Moreover, the very fact that the U.S. exports a lot of goods to
Mexico, Taiwan, etc. demonstrates that there is something very wrong
with this protectionist "low-wage" argument.
But the problem, as we indicated above, is the reverse of the standard
protectionist line. The problem with Nafta is not that it will allow
U.S. businesses to move to "low-wage" Mexico (they can do that now!).
The problem is not that Mexico might be able to escape U.S. union,
wage, and environmental regulations. The problem is that the United
States is going to suffer even more of these regulations
as imposed by the supra-sovereign North American Commissions.
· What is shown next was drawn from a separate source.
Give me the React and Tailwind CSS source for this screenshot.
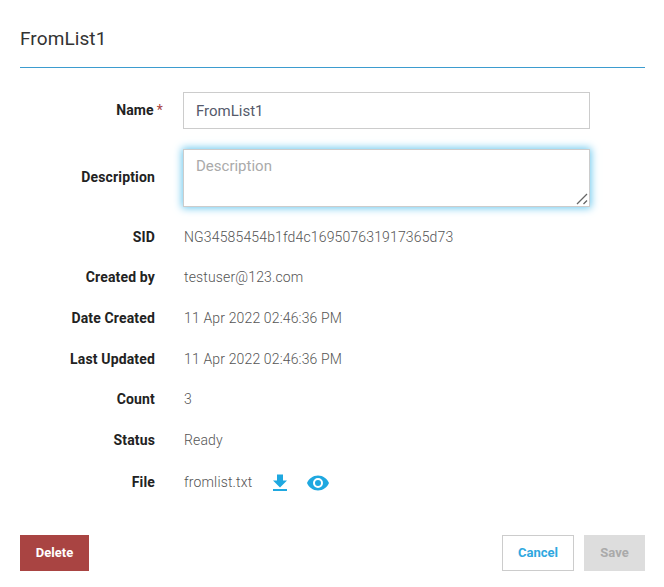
import React from "react";

const labelCls = "w-[135px] text-right text-[14px] font-bold text-[#222] tracking-[0.15px]";

function Row({ label, children, className = "" }) {
  return (
    <div className={"flex items-center h-[21px] mb-[19.6px] " + className}>
      <div className={labelCls}>{label}</div>
      <div className="ml-[29px] flex items-center text-[14px] font-light text-[#555] tracking-[0.15px]">{children}</div>
    </div>
  );
}

export default function App() {
  return (
    <div className="w-[664px] h-[587px] bg-white pl-5 pr-[19px] font-['Roboto',sans-serif] flex flex-col">
      <div className="h-[68px] shrink-0 border-b border-[#3d9ccf] pt-[27px] text-[19px] leading-[24px] tracking-[0.1px] text-[#333]">FromList1</div>
      <div className="mt-6 flex items-center h-[37px]">
        <div className={labelCls}>
          Name<span className="text-[#a94442] font-normal ml-[3px] mr-[-8px]">*</span>
        </div>
        <input
          readOnly
          value="FromList1"
          className="ml-[28px] w-[407px] h-[37px] border border-[#ccc] px-3 text-[15px] text-[#555a6b] outline-none"
        />
      </div>
      <div className="mt-5 mb-[19.8px] flex items-center">
        <div className={labelCls + " -mt-[2px]"}>Description</div>
        <div className="relative ml-[28px] w-[407px] h-[58px]">
          <textarea
            placeholder="Description"
            className="block w-full h-full resize-none border border-[#ccc] px-3 py-[6px] text-[15px] leading-[21px] placeholder:text-[#aaa] outline-none shadow-[0_0_8px_1px_#66c6ee]"
          />
          <svg className="absolute right-[2px] bottom-[2px] pointer-events-none" width="12" height="12" viewBox="0 0 12 12" stroke="#666" strokeWidth="1.300" fill="none">
            <path d="M1 11 L11 1 M7.500 11 L11 7.500" />
          </svg>
        </div>
      </div>
      <Row label="SID">NG34585454b1fd4c169507631917365d73</Row>
      <Row label="Created by">testuser@123.com</Row>
      <Row label="Date Created">11 Apr 2022 02:46:36 PM</Row>
      <Row label="Last Updated">11 Apr 2022 02:46:36 PM</Row>
      <Row label="Count">3</Row>
      <Row label="Status">Ready</Row>
      <Row label="File" className="mt-[1.4px]">
        fromlist.txt
        <svg className="ml-[19px] mt-[2px]" width="18" height="18" viewBox="0 0 18 18" fill="#1fa8e0">
          <path d="M6 1h6v6h4l-7 7-7-7h4z" transform="translate(0 -0.5)" />
          <rect x="2" y="15" width="14" height="2" />
        </svg>
        <svg className="ml-[17px] mt-[2px]" width="24" height="16" viewBox="0 0 24 16" fill="#1fa8e0">
          <path d="M12 .5C7 .5 2.700 3.800 1 8c1.700 4.200 6 7.500 11 7.500s9.300-3.300 11-7.500C21.300 3.800 17 .5 12 .5zm0 12.500a5 5 0 1 1 0-10 5 5 0 0 1 0 10zm0-8a3 3 0 1 0 0 6 3 3 0 0 0 0-6z" />
        </svg>
      </Row>
      <div className="mt-[22.3px] flex items-center">
        <button className="w-[69px] h-[36px] bg-[#a94442] text-white text-[13px] font-bold">Delete</button>
        <div className="ml-auto flex gap-[10px]">
          <button className="w-[72px] h-[36px] border border-[#ccc] bg-white text-[#2fa8e0] text-[13px] font-bold">Cancel</button>
          <button className="w-[61px] h-[36px] bg-[#ddd] text-[#aaa] text-[13px] font-bold">Save</button>
        </div>
      </div>
    </div>
  );
}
Besides, people in glass houses, etc. If we are "associating"
with the AFL-CIO, you guys have to look in the mirror every morning
after associating with President Clinton and Mickey Kantor (Yucch!).
It is important that freedom-lovers in the American public not
get fooled by the "free-market" think-tank monolith. Nafta, like
the European Monetary System now virtually dismantled, is bad news.
It's worse than open socialism; for it's internationalist socialism
camouflaged in the fair clothing of freedom and free markets. Populists,
even protectionist populists, are right to view it with deep suspicion.
Kill Nafta and strike a blow directly in the gut of the
Clinton administration. A good rule of thumb: other things being
equal, if the Clinton administration is for it, whatever it is,
it should be opposed on general principles. The more the Clinton
administration fails, the more it withers and dies, the more American
freedom and prosperity, the more the Old Republic, shall live.